**Problem**
Present every line in which the string "styles" appears.

**Information shown**
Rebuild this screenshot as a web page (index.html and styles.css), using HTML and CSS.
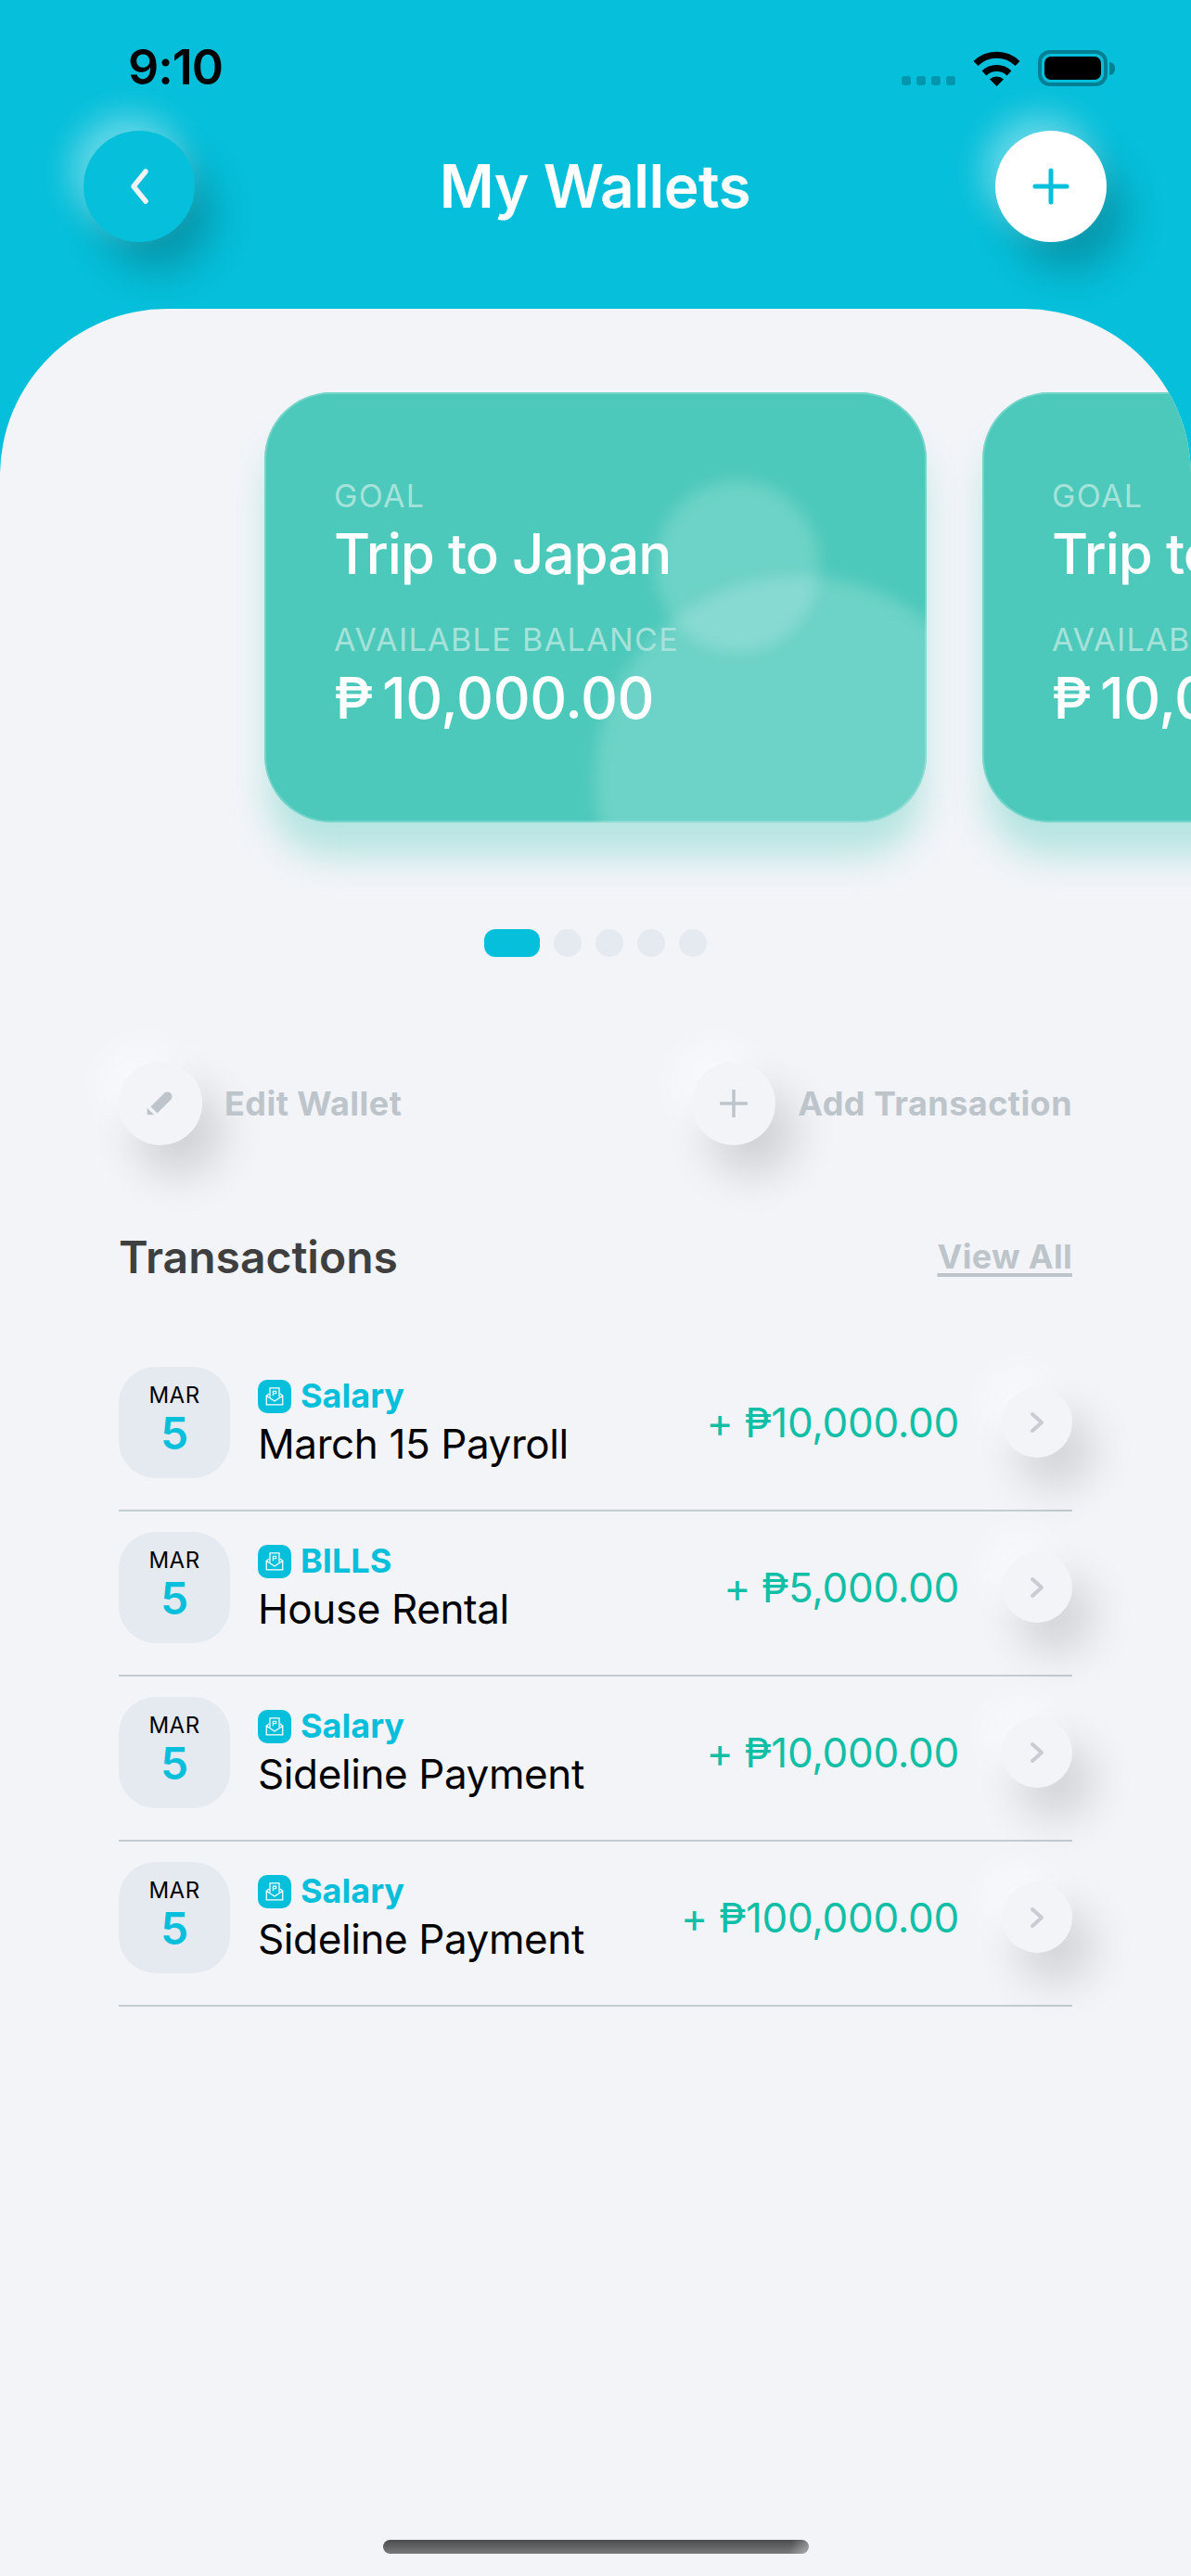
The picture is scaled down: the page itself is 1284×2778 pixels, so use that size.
FILE: index.html
```html
<!DOCTYPE html>
<html>
<head>
    <title>My Wallets</title>
    <link rel="stylesheet" href="styles.css">
</head>
<body>
    <header class="top">
        <div class="status">
            <span class="time">9:10</span>
            <div class="status-icons">
                <div class="signal"><i></i><i></i><i></i><i></i></div>
                <svg class="wifi" width="51" height="38" viewBox="0 0 51 38">
                    <path d="M3 13.5A32 32 0 0 1 48 13.5" fill="none" stroke="#000" stroke-width="7"/>
                    <path d="M12 24A19.5 19.5 0 0 1 39 24" fill="none" stroke="#000" stroke-width="7"/>
                    <path d="M25.5 38L18 30.5A11 11 0 0 1 33 30.5Z" fill="#000"/>
                </svg>
                <div class="battery"><div class="battery-fill"></div></div>
                <div class="battery-cap"></div>
            </div>
        </div>
        <nav class="nav">
            <button class="nav-btn">
                <svg width="24" height="40" viewBox="0 0 24 40"><path d="M19 4L6 20L19 36" fill="none" stroke="#f2f3f7" stroke-width="5.500" stroke-linecap="round" stroke-linejoin="round"/></svg>
            </button>
            <h1>My Wallets</h1>
            <button class="nav-btn nav-btn-add">
                <svg width="40" height="40" viewBox="0 0 40 40"><path d="M20 3V37M3 20H37" fill="none" stroke="#06bfda" stroke-width="5" stroke-linecap="round"/></svg>
            </button>
        </nav>
    </header>

    <main class="sheet">
        <div class="cards">
            <section class="card">
                <div class="blob blob-small"></div>
                <div class="blob blob-big"></div>
                <div class="card-label">GOAL</div>
                <div class="card-value">Trip to Japan</div>
                <div class="card-label card-label-gap">AVAILABLE BALANCE</div>
                <div class="card-value card-money">₱ 10,000.00</div>
            </section>
            <section class="card">
                <div class="blob blob-small"></div>
                <div class="blob blob-big"></div>
                <div class="card-label">GOAL</div>
                <div class="card-value">Trip to Japan</div>
                <div class="card-label card-label-gap">AVAILABLE BALANCE</div>
                <div class="card-value card-money">₱ 10,000.00</div>
            </section>
        </div>

        <div class="dots">
            <span class="dot dot-active"></span>
            <span class="dot"></span>
            <span class="dot"></span>
            <span class="dot"></span>
            <span class="dot"></span>
        </div>

        <div class="actions">
            <div class="action">
                <div class="soft-btn action-btn">
                    <svg width="30" height="28" viewBox="0 0 30 28">
                        <path d="M8 21L22.500 6.500" fill="none" stroke="#bdc5cb" stroke-width="10"/>
                        <circle cx="22.500" cy="6.500" r="5" fill="#bdc5cb"/>
                        <path d="M.7 26.300V19L8.300 26.300Z" fill="#bdc5cb"/>
                    </svg>
                </div>
                <span>Edit Wallet</span>
            </div>
            <div class="action">
                <div class="soft-btn action-btn">
                    <svg width="30" height="30" viewBox="0 0 30 30"><path d="M15 1V29M1 15H29" fill="none" stroke="#bdc5cb" stroke-width="3.500" stroke-linecap="round"/></svg>
                </div>
                <span>Add Transaction</span>
            </div>
        </div>

        <div class="list-head">
            <h2>Transactions</h2>
            <a class="view-all">View All</a>
        </div>

        <ul class="list" id="list"></ul>

        <div class="home-bar"></div>
    </main>

    <script>
        const rows = [
            { tag: 'Salary', name: 'March 15 Payroll', amount: '+ ₱10,000.00' },
            { tag: 'BILLS', name: 'House Rental', amount: '+ ₱5,000.00' },
            { tag: 'Salary', name: 'Sideline Payment', amount: '+ ₱10,000.00' },
            { tag: 'Salary', name: 'Sideline Payment', amount: '+ ₱100,000.00' },
        ];

        const list = document.getElementById('list');
        rows.forEach((row) => {
            const li = document.createElement('li');
            li.classList.add('row');
            li.innerHTML = `
                <div class="date"><span class="month">MAR</span><span class="day">5</span></div>
                <div class="info">
                    <div class="tag">
                        <span class="tag-icon">
                            <svg width="20" height="20" viewBox="0 0 24 24" fill="none" stroke="#fff" stroke-width="1.500">
                                <path d="M1.500 11V22.500H22.500V11L19 8.500M5 8.500L1.500 11L12 18L22.500 11"/>
                                <path d="M6 13V1H18V13"/>
                                <path d="M10 11V5H14V8H10" stroke-width="1.300"/>
                            </svg>
                        </span>
                        <span class="tag-text">${row.tag}</span>
                    </div>
                    <div class="name">${row.name}</div>
                </div>
                <div class="amount">${row.amount}</div>
                <div class="soft-btn row-btn">
                    <svg width="16" height="24" viewBox="0 0 16 24"><path d="M3 3L13 12L3 21" fill="none" stroke="#c9cdd1" stroke-width="4" stroke-linecap="round" stroke-linejoin="round"/></svg>
                </div>
            `;
            list.appendChild(li);
        });
    </script>
</body>
</html>
```

FILE: styles.css
```css
* {
    box-sizing: border-box;
}

html, body {
    margin: 0;
    padding: 0;
}

body {
    width: 1284px;
    height: 2778px;
    overflow: hidden;
    display: flex;
    flex-direction: column;
    font-family: Inter, "Noto Sans", sans-serif;
    background-color: #06bfda;
}

.top {
    height: 333px;
    padding-top: 45px;
}

.status {
    height: 56px;
    padding: 0 82px 0 138px;
    display: flex;
    justify-content: space-between;
    align-items: center;
}

.time {
    font-size: 52px;
    font-weight: 600;
    line-height: 56px;
    color: #000;
    letter-spacing: -1px;
}

.status-icons {
    display: flex;
    align-items: flex-end;
}

.signal {
    display: flex;
    gap: 6px;
    margin-right: 19px;
    margin-bottom: 1px;
}

.signal i {
    width: 10px;
    height: 10px;
    border-radius: 3px;
    background-color: #0097ae;
}

.wifi {
    margin-right: 19px;
}

.battery {
    width: 75px;
    height: 39px;
    padding: 3px;
    border: 4px solid #007f95;
    border-radius: 13px;
}

.battery-fill {
    height: 100%;
    background-color: #000;
    border-radius: 7px;
}

.battery-cap {
    width: 6px;
    height: 14px;
    margin: 0 0 12px 2px;
    background-color: #007f95;
    border-radius: 0 7px 7px 0;
}

.nav {
    margin-top: 40px;
    padding: 0 91px 0 90px;
    display: flex;
    justify-content: space-between;
    align-items: center;
}

.nav h1 {
    margin: 0;
    font-size: 64px;
    font-weight: 600;
    line-height: 72px;
    letter-spacing: -0.5px;
    color: #fff;
}

.nav-btn {
    width: 120px;
    height: 120px;
    padding: 0;
    border: none;
    border-radius: 50%;
    display: flex;
    align-items: center;
    justify-content: center;
    background-color: #06bfda;
    box-shadow: -12px -16px 36px rgba(255, 255, 255, 0.4), 20px 30px 45px rgba(0, 0, 0, 0.22);
}

.nav-btn-add {
    background-color: #fff;
}

.sheet {
    flex: 1;
    display: flex;
    flex-direction: column;
    overflow: hidden;
    background-color: #f2f4f8;
    border-radius: 180px 180px 0 0;
}

.cards {
    margin-top: 90px;
    padding-left: 285px;
    display: flex;
    gap: 60px;
}

.card {
    position: relative;
    flex: none;
    width: 714px;
    height: 464px;
    padding: 92px 75px 0;
    overflow: hidden;
    border-radius: 72px;
    background-color: #4dc9bb;
    box-shadow: 0 40px 36px -4px rgba(77, 201, 187, 0.36);
}

/* overflow would cut a border on the blobs, so the edge sits on an inner ring */
.card::after {
    content: "";
    position: absolute;
    inset: 0;
    border: 2px solid rgba(255, 255, 255, 0.22);
    border-radius: 72px;
}

.blob {
    position: absolute;
    border-radius: 50%;
    background-color: rgba(255, 255, 255, 0.18);
    filter: blur(8px);
}

.blob-small {
    left: 421px;
    top: 95px;
    width: 178px;
    height: 186px;
}

.blob-big {
    left: 356px;
    top: 198px;
    width: 440px;
    height: 440px;
}

.card-label,
.card-value {
    position: relative;
}

.card-label {
    font-size: 34px;
    line-height: 40px;
    letter-spacing: 1.4px;
    color: #a5e2da;
}

.card-label-gap {
    margin-top: 38px;
}

.card-value {
    margin-top: 7px;
    font-size: 60px;
    font-weight: 500;
    line-height: 70px;
    letter-spacing: -1px;
    color: #fff;
}

.card-money {
    margin-top: 8px;
    font-size: 62px;
    letter-spacing: -0.4px;
    word-spacing: -6px;
}

.dots {
    margin-top: 115px;
    display: flex;
    justify-content: center;
    gap: 15px;
}

.dot {
    width: 30px;
    height: 30px;
    border-radius: 50%;
    background-color: #e5eaf1;
}

.dot-active {
    width: 60px;
    border-radius: 12px;
    background-color: #06bfda;
}

.soft-btn {
    flex: none;
    border-radius: 50%;
    display: flex;
    align-items: center;
    justify-content: center;
    background-color: #f2f4f8;
    box-shadow: -20px -20px 40px rgba(255, 255, 255, 0.5), 20px 30px 50px rgba(0, 0, 0, 0.16);
}

.actions {
    margin-top: 113px;
    padding: 0 128px;
    display: flex;
    justify-content: space-between;
}

.action {
    display: flex;
    align-items: center;
    gap: 24px;
    font-size: 36px;
    font-weight: 700;
    letter-spacing: 0.45px;
    color: #bdc5cb;
}

.action-btn {
    width: 90px;
    height: 90px;
}

.list-head {
    margin-top: 90px;
    padding: 0 128px;
    display: flex;
    justify-content: space-between;
    align-items: center;
    height: 60px;
}

.list-head h2 {
    margin: 0;
    font-size: 48px;
    font-weight: 600;
    color: #3f3f3f;
}

.view-all {
    font-size: 36px;
    font-weight: 700;
    letter-spacing: 0.3px;
    color: #bdc5cb;
    text-decoration: underline;
    text-decoration-thickness: 4px;
    text-underline-offset: 5px;
}

.list {
    margin: 67px 0 0;
    padding: 0 128px;
    list-style: none;
}

.row {
    height: 178px;
    padding: 22px 0 34px;
    display: flex;
    align-items: center;
    border-bottom: 2px solid #c3cbd1;
}

.date {
    flex: none;
    width: 120px;
    height: 120px;
    padding-top: 17px;
    border-radius: 40px;
    display: flex;
    flex-direction: column;
    align-items: center;
    gap: 3px;
    background-color: #e5eaf0;
}

.month {
    font-size: 24px;
    line-height: 28px;
    letter-spacing: 0.5px;
    color: #000;
}

.day {
    font-size: 48px;
    font-weight: 600;
    line-height: 48px;
    color: #06bfda;
}

.info {
    margin-left: 30px;
    padding-top: 4px;
}

.tag {
    height: 36px;
    display: flex;
    align-items: center;
    gap: 10px;
    font-size: 36px;
    font-weight: 700;
    color: #06bfda;
}

.tag-text {
    margin-top: -3px;
}

.tag-icon {
    width: 36px;
    height: 36px;
    border-radius: 10px;
    display: flex;
    align-items: center;
    justify-content: center;
    background-color: #06bfda;
}

.name {
    margin: 7px 0 1px;
    font-size: 44px;
    line-height: 52px;
    letter-spacing: -0.4px;
    color: #000;
}

.amount {
    margin-left: auto;
    font-size: 44px;
    letter-spacing: -0.3px;
    color: #10bfa6;
}

.row-btn {
    width: 76px;
    height: 76px;
    margin-left: 46px;
}

.home-bar {
    width: 459px;
    height: 15px;
    margin: auto auto 24px;
    border-radius: 8px;
    background: linear-gradient(112deg, transparent 95%, rgba(255, 255, 255, 0.4)), linear-gradient(180deg, #4b4c4e, #78797b);
}
```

**Output of the task**
Rebuild this screenshot as a web page (index.html and styles.css), using HTML and CSS.
    <link rel="stylesheet" href="styles.css">
FILE: styles.css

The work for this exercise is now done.